--- DATA ---
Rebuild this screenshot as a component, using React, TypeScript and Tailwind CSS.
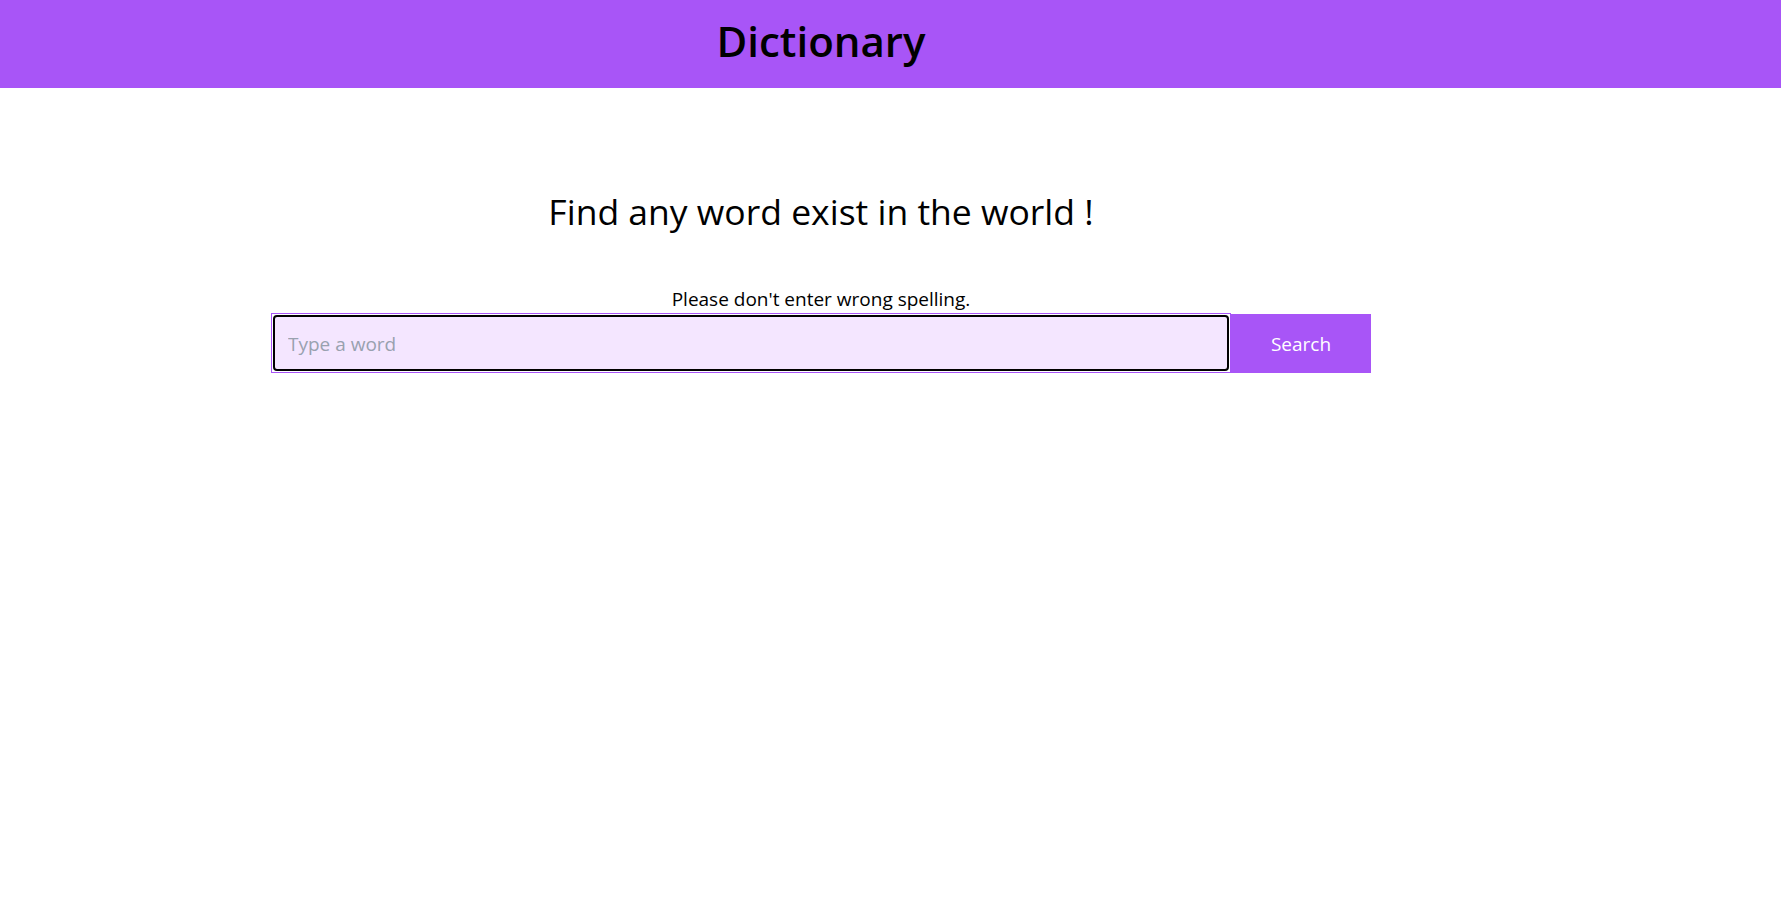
import React from 'react';

const App = () => {
  return (
    <div className="min-h-screen w-full bg-white text-black font-['Open_Sans',sans-serif]">
      {/* Header */}
      <header className="h-[88px] w-full bg-[#a855f7]">
        <div className="w-[1642px] h-full flex items-center justify-center pb-[6px]">
          <h1 className="text-[42px] font-semibold leading-tight">Dictionary</h1>
        </div>
      </header>

      {/* Search area */}
      <main className="w-[1642px] flex flex-col items-center">
        <h2 className="mt-[96px] text-[35.5px] leading-[54px]">Find any word exist in the world !</h2>
        <p className="mt-[47px] text-[19px] leading-[28px]">Please don't enter wrong spelling.</p>
        <div className="flex">
          <div className="w-[960px] h-[60px] border border-[#a855f7] bg-white p-px">
            <input
              type="text"
              placeholder="Type a word"
              className="w-full h-full rounded-[4px] border-2 border-black bg-[#f4e6ff] px-[13px] pt-[2px] text-[19px] outline-none placeholder:text-gray-400"
            />
          </div>
          <button className="w-[140px] h-[59px] mt-px pt-[2px] bg-[#a855f7] text-white text-[19px]">Search</button>
        </div>
      </main>
    </div>
  );
};

export default App;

--- YOUR INSTRUCTIONS ---
Reproduce the listing exactly. Leave its pictures out.

--- RESULT OF THIS EXERCISE ---
Rebuild this screenshot as a component, using React, TypeScript and Tailwind CSS.
import React from 'react';

const App = () => {
  return (
    <div className="min-h-screen w-full bg-white text-black font-['Open_Sans',sans-serif]">
      {/* Header */}
      <header className="h-[88px] w-full bg-[#a855f7]">
        <div className="w-[1642px] h-full flex items-center justify-center pb-[6px]">
          <h1 className="text-[42px] font-semibold leading-tight">Dictionary</h1>
        </div>
      </header>

      {/* Search area */}
      <main className="w-[1642px] flex flex-col items-center">
        <h2 className="mt-[96px] text-[35.5px] leading-[54px]">Find any word exist in the world !</h2>
        <p className="mt-[47px] text-[19px] leading-[28px]">Please don't enter wrong spelling.</p>
        <div className="flex">
          <div className="w-[960px] h-[60px] border border-[#a855f7] bg-white p-px">
            <input
              type="text"
              placeholder="Type a word"
              className="w-full h-full rounded-[4px] border-2 border-black bg-[#f4e6ff] px-[13px] pt-[2px] text-[19px] outline-none placeholder:text-gray-400"
            />
          </div>
          <button className="w-[140px] h-[59px] mt-px pt-[2px] bg-[#a855f7] text-white text-[19px]">Search</button>
        </div>
      </main>
    </div>
  );
};

export default App;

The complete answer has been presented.